Pour un projet innovant, c’en est un. Agil Energy, ex-SNDP, entreprise publique spécialisée, jusque-là, dans la distribution de carburants, a décidé de se lancer, à partir de cette année, dans le bunkering. Il s’agit d’une activité maritime qui consiste à approvisionner en combustibles et autres produits des navires dans les ports, en rade et même au large. C’est ce qu’on appelle communément dans le langage maritime le soutage ou le mazoutage.

Les procédures pour l’obtention des autorisations requises sont à un stade avancé, selon Khaled Bettine, PDG d’Agil Energy, qui a fourni, aux médias, cette information. Le projet, qui a été étudié en concertation avec le département de tutelle, le ministère de l’Industrie, des Mines et de l’Energie, n’attend que sa validation par la Commission d’assainissement et de restructuration des entreprises à participation publique (CAREPP), structure impartie de la mission du contrôle du respect des obligations mises à la charge des entreprises publiques par la législation et la réglementation en vigueur.

Le bunkering pour améliorer la rentabilité

Agil Energy, une des rares entreprises publiques bénéficiaires, projette d’exploiter cette niche, tout comme d’autre ailleurs, pour diversifier ses activités et améliorer sa rentabilité d’autant plus que les transactions se feront en devises.

Mieux, d’après nos informations, sur le plan logistique, l’entreprise publique est en pourparlers avec des partenaires professionnels pour réunir toutes les conditions de succès à ce projet innovant.

Dans cette perspective, la société s’est engagée dans l’acquisition de barges de petites et moyennes tailles. L’entreprise a dû soit recruter, soit former un personnel qualifié pour accomplir des tâches aussi difficiles et aussi complexes telles que le soutage et le mazoutage.

Dans une première étape, Agil Energy approvisionnera les navires en deux variétés de carburants : le fuel lourd pour les grands moteurs et le gazole qui est plus léger.

Et pour ne rien oublier, l’entreprise, qui compte lancer, à partir de l’exercice 2023, cette activité d’avitaillement, est fermement déterminée à ancrer cette tradition maritime en Tunisie.

Rattraper le retard

Néanmoins, abstraction faite de l’initiative de cette entreprise publique, Agil Energy, d’explorer ce marché, on ne peut pas s’interdire de s’interroger sur les responsabilités qu’assument les gouvernants qui se sont succédé à la tête du pays depuis l’accès à l’indépendance dans le retard qu’accuse la Tunisie en la matière.

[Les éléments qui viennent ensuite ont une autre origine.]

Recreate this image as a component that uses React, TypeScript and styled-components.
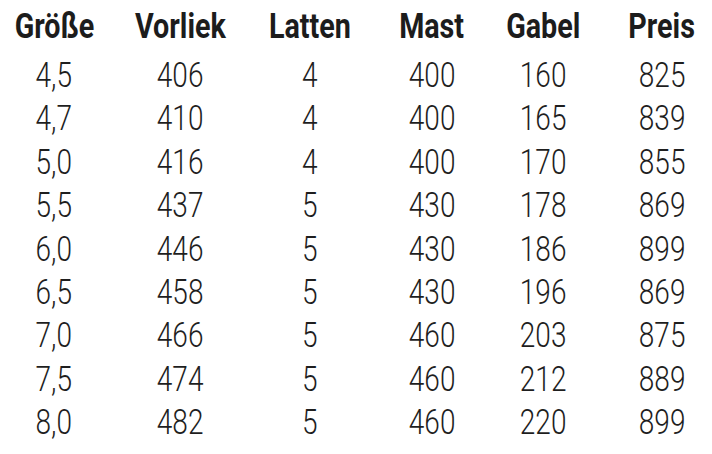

Cette même Tunisie qui réunit, pourtant, toutes les conditions pour promouvoir cette juteuse activité maritime. En effet, le pays jouit d’un positionnement stratégique idéal au milieu de la Méditerranée. Elle dispose de plus de 1 300 km de côtes et d’une logistique portuaire composée de six ports commerciaux bien répartis sur tout le littoral.

Le site Tunisie est également avantageux à la faveur de la multiplicité des zones sécurisées tout le long du littoral, s’agissant particulièrement de celles du nord de Bizerte, du Golfe de Tunis, mais aussi du Golfe de Gabès au sud…

Les avantages que la Tunisie aurait pu bénéficier de cette activité sont nombreux: les rentrées de devises, la création de nouveaux emplois et la maîtrise d’un savoir-faire très demandé à l’international. Pour toutes ces raisons, le bunkering aurait dû être développé en Tunisie.

Eriger le bunkering en véritable industrie

D’après Khaled Bettine, « une île comme Malte, qui est plus petite que l’île de Djerba, réalise une bonne partie de son PIB grâce à cette technique de ravitaillement des navires ».

Il estime que sur un total de 5 000 navires qui longent la côte tunisienne, si on peut en attirer 1 000, ce sera un bon résultat commercial pour Agil Energy.

Par-delà les opérations du mazoutage et de soutage, le bunkering peut être érigé en véritable industrie pour peu que l’avitaillement englobe d’autres services et produits. Comme c’est le cas d’autres pays.

Il s’agit entre autres d’un service offshore pour le débarquement des techniciens et/ou la rotation des équipages, de l’approvisionnement en eau et nourriture, de l’assistance aux plongeurs et/ou aux navires pour tous types de travaux sur la coque ou l’ancre, du transport de matériel et assistance sur les écluses lors de la maintenance, du stockage et la livraison à bord de tous types de pièces de rechange nécessaires aux navires.

Cela pour dire, in fine, que la Tunisie, qui a tourné le dos à la mer, des décennies durant, a tout intérêt à promouvoir le bunkering, tout autant que les métiers de la mer, et à en tirer de juteux bénéfices en devises en plus.